PARIS — The question of the future hangs heavy over Europe at the moment — over whether Italy will succeed in convincing Germany that European Union budgetary constraints should change; over whether Britain will leave the union; over whether former President Nicolas Sarkozy of France can make a political comeback given his current legal situation — so it is perhaps little wonder that at the start of the couture season, designers themselves were addressing the issue. It may not be clear what shape the European Union will take in 2015 and beyond, but when it comes to dressing, they have some control over the matter.
How do you reconcile the need to acknowledge and preserve your heritage while at the same time making it relevant to today? How do you honor your past while altering it (literally) to anticipate what is to come? These are not questions specific to fashion, but fashion’s answers, or at least its explorations, are as relevant as any.
It was not an accident, in other words, that Raf Simons set his Christian Dior show in a circular white construction that resembled nothing so much as a spaceship that had set down in the middle of the garden behind the Musée Rodin. The Bar jacket had landed.
Also the 1920s shift, the 18th-century frock coat, the 1970s great coat, astronaut all-in-ones, and Marie Antoinette-worthy corsets and crinolined brocade gowns. It sounds messy, but what made it both meaningful and coherent was the exploration that ran through the show, which looked at connecting the past to the future, and the future to the past.
Thus every pastel velvet or silk or astrakhan frock coat, embroidered in the traditional way with silver swirls and flowers, the first time Mr. Simons has ever so overtly and obediently played with historical dress, was paired with slouchy black trousers and a simple black T-shirt or turtleneck, the kind you might see on any urban professional. The astronaut coveralls, the sort you could imagine finding during training exercises at NASA, were embroidered in similar referential tropes. Ball gown skirts were paired with tops that had the ease of a tank, and corsets transmogrified into miniskirts.
The clothes acknowledged their place in the fashion continuum while refusing to get stuck there, not always the easiest negotiation — as was apparent in Marco Zanini’s sophomore effort at Schiaparelli, where the designer seemed too mired in the past of the brand to push beyond its boundaries. This is understandable (Schiaparelli-the-woman casts a, well, shocking fashion shadow) but the effect, despite its overblown aesthetic, was limiting.

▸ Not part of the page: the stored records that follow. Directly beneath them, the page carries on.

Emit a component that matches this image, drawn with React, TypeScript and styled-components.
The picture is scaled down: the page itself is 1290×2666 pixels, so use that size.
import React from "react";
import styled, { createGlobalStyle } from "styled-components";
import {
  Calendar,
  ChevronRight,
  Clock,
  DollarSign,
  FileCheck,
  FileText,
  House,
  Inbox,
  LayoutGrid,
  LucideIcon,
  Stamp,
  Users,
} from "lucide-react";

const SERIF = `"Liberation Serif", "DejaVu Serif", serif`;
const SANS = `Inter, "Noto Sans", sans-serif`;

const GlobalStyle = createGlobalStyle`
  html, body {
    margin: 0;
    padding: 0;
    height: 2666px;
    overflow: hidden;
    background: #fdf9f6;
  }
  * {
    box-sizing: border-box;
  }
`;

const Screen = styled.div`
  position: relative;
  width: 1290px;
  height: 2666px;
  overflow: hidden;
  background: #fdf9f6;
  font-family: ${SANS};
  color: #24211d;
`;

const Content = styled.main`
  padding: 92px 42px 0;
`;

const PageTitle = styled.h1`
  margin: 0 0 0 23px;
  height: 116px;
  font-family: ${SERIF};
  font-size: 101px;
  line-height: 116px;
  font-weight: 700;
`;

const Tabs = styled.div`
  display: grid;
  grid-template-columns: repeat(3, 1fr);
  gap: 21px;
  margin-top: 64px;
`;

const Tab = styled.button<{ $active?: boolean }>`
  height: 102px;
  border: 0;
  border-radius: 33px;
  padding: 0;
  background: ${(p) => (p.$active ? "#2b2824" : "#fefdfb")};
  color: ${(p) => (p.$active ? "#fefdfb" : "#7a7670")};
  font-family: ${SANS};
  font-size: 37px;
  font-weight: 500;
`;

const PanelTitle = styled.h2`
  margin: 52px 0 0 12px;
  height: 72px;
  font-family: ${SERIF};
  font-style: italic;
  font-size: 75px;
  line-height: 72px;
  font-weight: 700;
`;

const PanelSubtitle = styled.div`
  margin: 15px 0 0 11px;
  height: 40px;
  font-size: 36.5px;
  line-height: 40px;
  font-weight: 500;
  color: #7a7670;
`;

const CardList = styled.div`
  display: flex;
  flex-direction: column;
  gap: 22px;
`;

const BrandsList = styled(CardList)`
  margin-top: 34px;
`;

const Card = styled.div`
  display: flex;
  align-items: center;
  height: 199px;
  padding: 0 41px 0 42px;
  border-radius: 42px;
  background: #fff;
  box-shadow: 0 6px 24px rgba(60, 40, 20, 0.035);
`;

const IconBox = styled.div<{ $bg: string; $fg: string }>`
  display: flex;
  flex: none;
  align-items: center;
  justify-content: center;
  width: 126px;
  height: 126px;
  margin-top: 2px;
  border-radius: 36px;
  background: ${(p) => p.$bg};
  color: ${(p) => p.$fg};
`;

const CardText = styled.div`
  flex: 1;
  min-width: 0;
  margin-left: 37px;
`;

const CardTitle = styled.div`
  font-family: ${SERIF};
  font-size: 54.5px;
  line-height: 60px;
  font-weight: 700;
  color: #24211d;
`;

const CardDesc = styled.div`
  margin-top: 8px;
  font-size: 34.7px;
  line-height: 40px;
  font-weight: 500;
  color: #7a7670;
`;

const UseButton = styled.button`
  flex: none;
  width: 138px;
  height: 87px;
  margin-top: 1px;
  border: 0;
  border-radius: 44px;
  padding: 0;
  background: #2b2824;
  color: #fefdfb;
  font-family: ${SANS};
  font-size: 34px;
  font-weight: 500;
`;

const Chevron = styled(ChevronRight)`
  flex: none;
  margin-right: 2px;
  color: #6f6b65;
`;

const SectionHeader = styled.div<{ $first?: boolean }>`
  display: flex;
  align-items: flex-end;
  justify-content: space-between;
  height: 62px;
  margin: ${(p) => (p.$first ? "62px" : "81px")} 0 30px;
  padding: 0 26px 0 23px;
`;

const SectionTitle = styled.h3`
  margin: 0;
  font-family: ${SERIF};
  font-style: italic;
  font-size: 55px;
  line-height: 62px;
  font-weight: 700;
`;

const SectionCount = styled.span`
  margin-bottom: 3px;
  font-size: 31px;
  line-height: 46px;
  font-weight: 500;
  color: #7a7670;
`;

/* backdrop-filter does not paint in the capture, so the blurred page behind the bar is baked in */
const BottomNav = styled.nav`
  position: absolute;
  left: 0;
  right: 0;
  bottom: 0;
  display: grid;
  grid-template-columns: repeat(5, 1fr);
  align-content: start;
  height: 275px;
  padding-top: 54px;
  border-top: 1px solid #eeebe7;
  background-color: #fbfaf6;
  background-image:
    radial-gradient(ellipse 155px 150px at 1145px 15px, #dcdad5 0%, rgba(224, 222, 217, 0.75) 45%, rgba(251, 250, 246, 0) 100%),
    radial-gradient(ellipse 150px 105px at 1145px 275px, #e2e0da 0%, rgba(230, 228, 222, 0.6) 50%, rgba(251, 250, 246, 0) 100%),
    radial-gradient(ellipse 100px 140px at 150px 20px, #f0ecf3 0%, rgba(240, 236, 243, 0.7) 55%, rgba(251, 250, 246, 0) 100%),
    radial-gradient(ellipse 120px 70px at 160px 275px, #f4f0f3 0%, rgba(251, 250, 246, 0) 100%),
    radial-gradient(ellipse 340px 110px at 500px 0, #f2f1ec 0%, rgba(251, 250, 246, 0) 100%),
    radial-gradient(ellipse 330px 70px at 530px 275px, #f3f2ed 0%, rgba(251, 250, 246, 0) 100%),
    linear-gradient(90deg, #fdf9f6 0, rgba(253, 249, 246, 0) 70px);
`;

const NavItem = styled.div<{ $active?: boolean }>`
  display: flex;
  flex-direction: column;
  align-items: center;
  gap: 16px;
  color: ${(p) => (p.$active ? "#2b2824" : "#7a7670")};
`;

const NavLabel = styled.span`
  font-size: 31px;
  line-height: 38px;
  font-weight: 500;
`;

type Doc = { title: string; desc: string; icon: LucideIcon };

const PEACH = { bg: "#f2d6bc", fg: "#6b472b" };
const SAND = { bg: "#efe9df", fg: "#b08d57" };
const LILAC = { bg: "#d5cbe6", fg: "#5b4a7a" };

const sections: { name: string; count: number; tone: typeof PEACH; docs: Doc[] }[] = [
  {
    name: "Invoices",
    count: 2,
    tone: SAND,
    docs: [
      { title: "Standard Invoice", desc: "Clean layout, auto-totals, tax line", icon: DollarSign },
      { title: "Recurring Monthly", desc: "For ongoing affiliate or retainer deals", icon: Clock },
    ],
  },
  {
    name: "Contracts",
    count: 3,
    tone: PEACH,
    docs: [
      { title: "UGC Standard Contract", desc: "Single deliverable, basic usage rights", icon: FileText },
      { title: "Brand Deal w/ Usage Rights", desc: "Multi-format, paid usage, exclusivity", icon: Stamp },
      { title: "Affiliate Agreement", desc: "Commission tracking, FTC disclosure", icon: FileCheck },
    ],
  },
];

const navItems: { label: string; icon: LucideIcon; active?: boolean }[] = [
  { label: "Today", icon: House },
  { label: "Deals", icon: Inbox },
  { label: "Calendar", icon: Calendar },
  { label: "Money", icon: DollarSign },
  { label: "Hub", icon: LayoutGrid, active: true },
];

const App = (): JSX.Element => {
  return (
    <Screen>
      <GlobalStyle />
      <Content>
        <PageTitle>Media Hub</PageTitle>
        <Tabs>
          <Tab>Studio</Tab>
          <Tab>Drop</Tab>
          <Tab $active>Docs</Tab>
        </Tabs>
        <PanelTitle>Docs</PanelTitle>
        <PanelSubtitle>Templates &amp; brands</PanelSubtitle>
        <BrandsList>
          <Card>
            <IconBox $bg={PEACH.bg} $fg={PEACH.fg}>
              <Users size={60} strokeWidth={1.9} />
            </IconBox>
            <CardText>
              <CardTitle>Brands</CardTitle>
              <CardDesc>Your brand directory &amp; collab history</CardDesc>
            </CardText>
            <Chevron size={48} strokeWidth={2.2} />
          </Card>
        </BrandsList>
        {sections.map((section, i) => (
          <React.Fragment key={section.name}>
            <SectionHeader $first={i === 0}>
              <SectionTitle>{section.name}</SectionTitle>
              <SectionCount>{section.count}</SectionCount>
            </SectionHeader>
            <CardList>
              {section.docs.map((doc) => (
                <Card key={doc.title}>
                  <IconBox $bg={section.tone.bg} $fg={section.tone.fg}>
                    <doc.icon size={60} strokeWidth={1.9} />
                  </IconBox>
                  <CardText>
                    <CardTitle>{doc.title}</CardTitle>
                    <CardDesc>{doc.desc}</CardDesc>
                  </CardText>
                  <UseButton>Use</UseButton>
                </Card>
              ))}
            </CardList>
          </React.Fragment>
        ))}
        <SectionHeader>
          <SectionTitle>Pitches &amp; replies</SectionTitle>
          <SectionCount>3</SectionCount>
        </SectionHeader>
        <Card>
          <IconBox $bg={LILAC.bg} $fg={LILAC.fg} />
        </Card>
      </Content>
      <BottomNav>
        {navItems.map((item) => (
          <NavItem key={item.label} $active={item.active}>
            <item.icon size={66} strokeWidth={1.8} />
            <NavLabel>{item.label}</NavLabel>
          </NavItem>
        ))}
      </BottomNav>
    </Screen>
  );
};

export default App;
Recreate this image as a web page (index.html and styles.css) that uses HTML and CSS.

Case in point: high-waisted trousers cut wide in the legs, boleros with shoulders jutting out like a ship’s prow and sleeves bristling with sable or multicolored lamé fringe — attention-grabbing, sure, but redolent of 1940s costume more than contemporary reality. Prints and embroideries were tongue-in-cheek (squirrels with the occasional rat; moths flittering through a host of butterflies; the pigeons of Notre-Dame) and gowns bias cut, the latter the most relatively understated and thus successful pieces in the collection, especially a marigold silk-chiffon number spotted with black three-dimensional carnations.
Before the show, Mr. Zanini said he had tried this season not to be as intimidated by history as he had been in his debut collection, but his “new language” for the brand nevertheless felt mostly like a restatement of old-fashioned sartorial phraseology.
By contrast, the Atelier Versace show could easily have been called “future tux.” (It didn’t have an official title, other than autumn/winter, so audience members were free to write their own.)
Playing with the vernacular of traditional black tie, from suiting to evening gowns, the designer Donatella Versace merged forms and functions so that nothing you thought you were looking at was exactly what it seemed.
Skirt and trouser waists were dropped to expose inner waistlines that resembled corset boning, albeit in vinyl strips over transparent tulle; jackets had asymmetric, exaggerated shoulders; long sinuous skirts split at the front and wrapped one leg to become trousers, only to merge into a short on the opposite limb; embroidered and crystal-pavéd, highly constructed strapless maillots were wrapped in acres of duchesse satin that exploded into voluminous skirts; and all of it was clasped by metallic buckles that looked straight out of classic visions of the 23rd century. (That is not a typo.) Oh, and mink was patchworked with crystal mesh, T-shirts encrusted in silver and fox grafted into vinyl and leather to create a new kind of animal not known to man, though apparently known to Ms. Versace.
The idea, the designer said in her show notes, “was to make couture modern.” In this, it may not have been entirely successful — sometimes the result was overly contorted (or distorted) — but at least she was willing to question the very nature of fashion’s building blocks. And how else can new rules be written, or old ones revised?